White put together “Monty Python and the Holy Grail,” the Python troupe’s farcical rendition of Arthurian legend, on a very low budget.
“Somebody rang me up saying would I mind sharing a hotel room?” Cleese remembered in the documentary. “And I remember saying, ‘I thought I was a film star.’ It was a pretty sparse production.”
White’s other film credits include a pair of cult favorites of decidedly different cults: “My Dinner With André” (1981), directed by Louis Malle, which consisted of an extended conversation about life and art between two intellectual friends, Shawn and experimental theater director André Gregory; and “Polyester” (1981), John Waters’ cheerfully tawdry tale of a housewife, played by drag performer Divine, with an unfaithful husband and an overdeveloped sense of smell. (The film introduced what Waters called “Odorama”: Audience members were supplied with scratch-and-sniff cards to augment the viewing experience.)

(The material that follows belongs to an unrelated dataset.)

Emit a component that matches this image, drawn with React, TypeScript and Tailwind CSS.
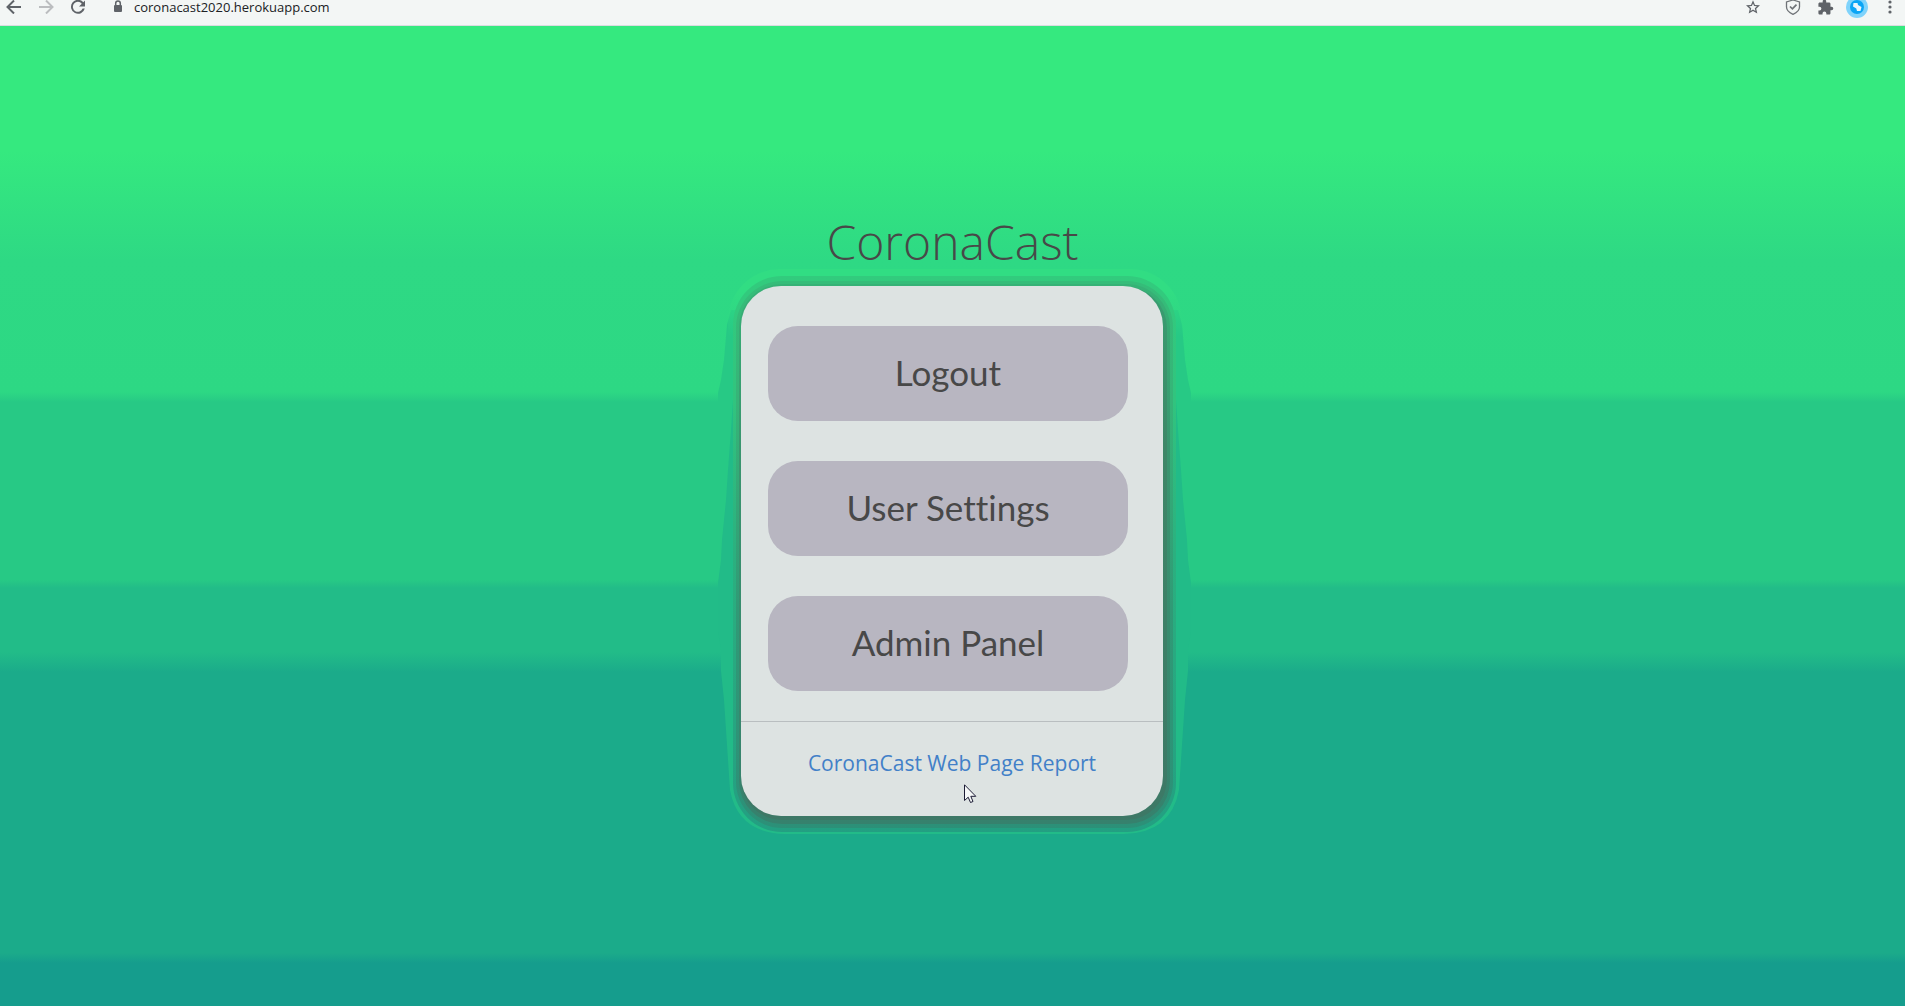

In 2014, White received an award for lifetime achievement at the Olivier Awards.
White was married and divorced twice. The Guardian reported his survivors include four children, a brother and a sister.
A confessed playboy and a well-known sybarite whose indulgences probably contributed to a long decline in his health, he was asked by a clearly fascinated Gracie Otto, director of “The Last Impresario,” “What if I follow you around for five years?”
“No,” he said. “I won’t be here in five years.”